Two views of the real-life model for Brother Daniel, thanks to the Wikipedia article linked at the top of this post: "The Strange Case of 'Brother Daniel'"; "Daniel Rufeisen Carm."

Now that Oscar season is upon us, "Learning to love torture."

"Speedy Delivery": "Gerard Depardieu’s rapid naturalization as a Russian citizen has raised ire inside and outside of Russia." Read this whole article attentively, and then ask: What about the little matter of adoptions that were about to be finalized when the fatal hammer came down? We now know how fast the bureaucracy can work when truly important issues are at stake.... (Finally, a few related links here.)

"Manifesto--the Case for An American Diaspora." Read this and help me think about whether there's something healthy in what first struck me as a tricky new variation on the old "White Man's Burden." (Thanks to the School of Russian and Asian Studies, via Facebook, for the link.)

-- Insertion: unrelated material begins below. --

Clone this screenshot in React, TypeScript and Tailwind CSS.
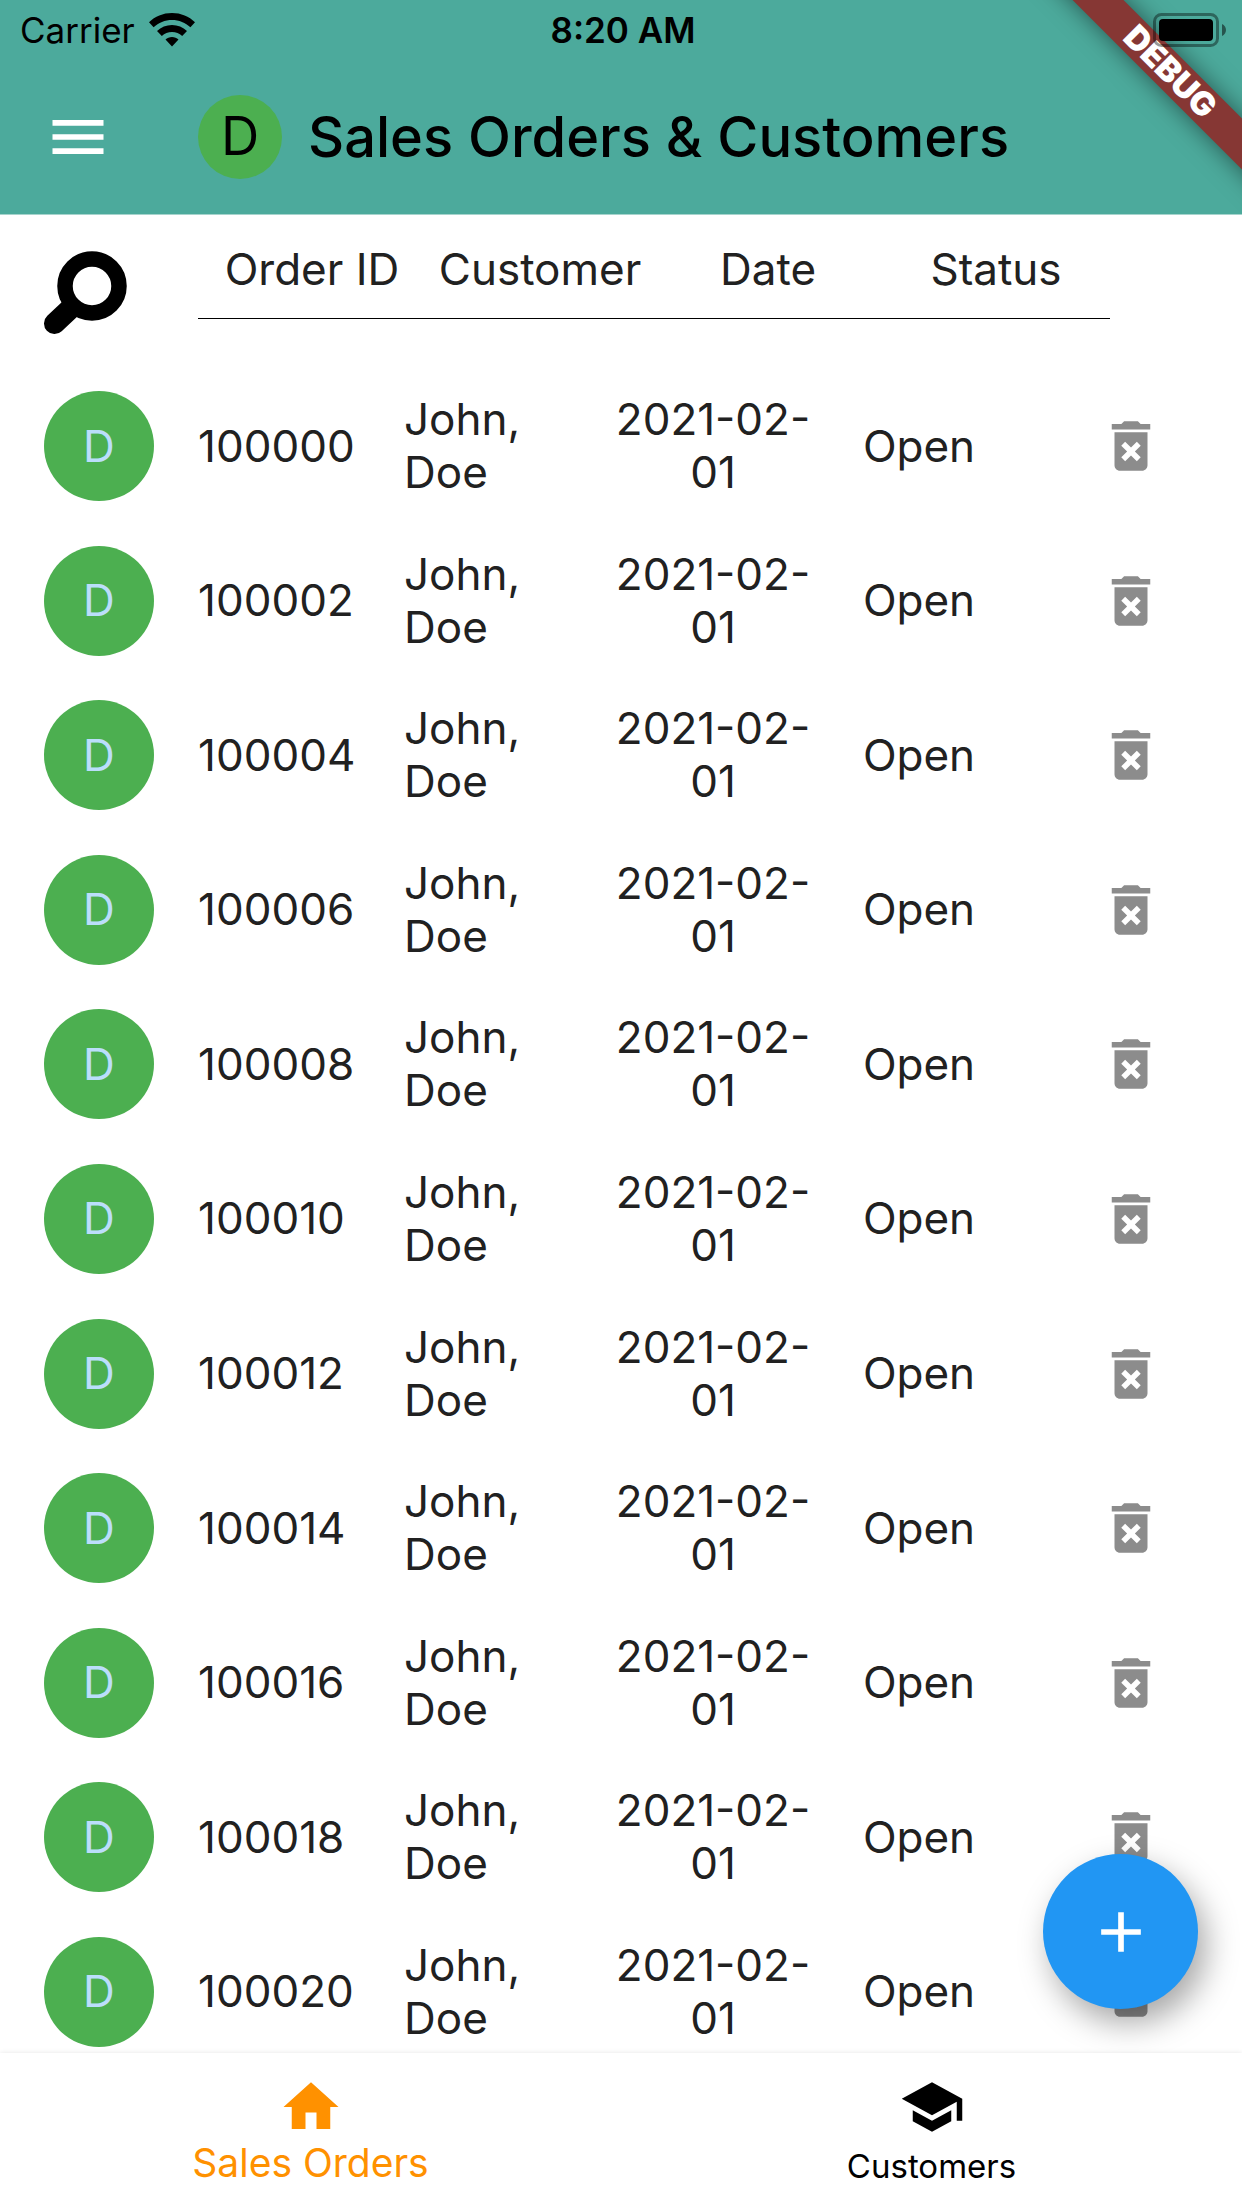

Christianity Today's "Most Redeeming Films of 2012." (Personally, at this point I've only seen #10, plus one of the honorable mentions. Guess which one?)

"Evangelicalism is worth saving, but only if it can be reshaped." By the way, the image of a "pastor" in this article brought Ulitskaya's Brother Daniel back to mind!

Update on an old story: "Judge Weighs Sanctions Against Russia in Dispute over Religious Texts."

Consider yourself warned: "(For Real) Reality Christian Programming, Coming Soon."

"Can Forgiveness Play a Role in Criminal Justice?"--an important case study. Thanks to Patricia Stewart for the reference.

Darrell Jackson interviews Mike Frost: "What does it mean for a church to be 'mission-shaped', 'missionary', or 'missional'?" (Mike Frost's book Exiles was my book of the year in 2006.)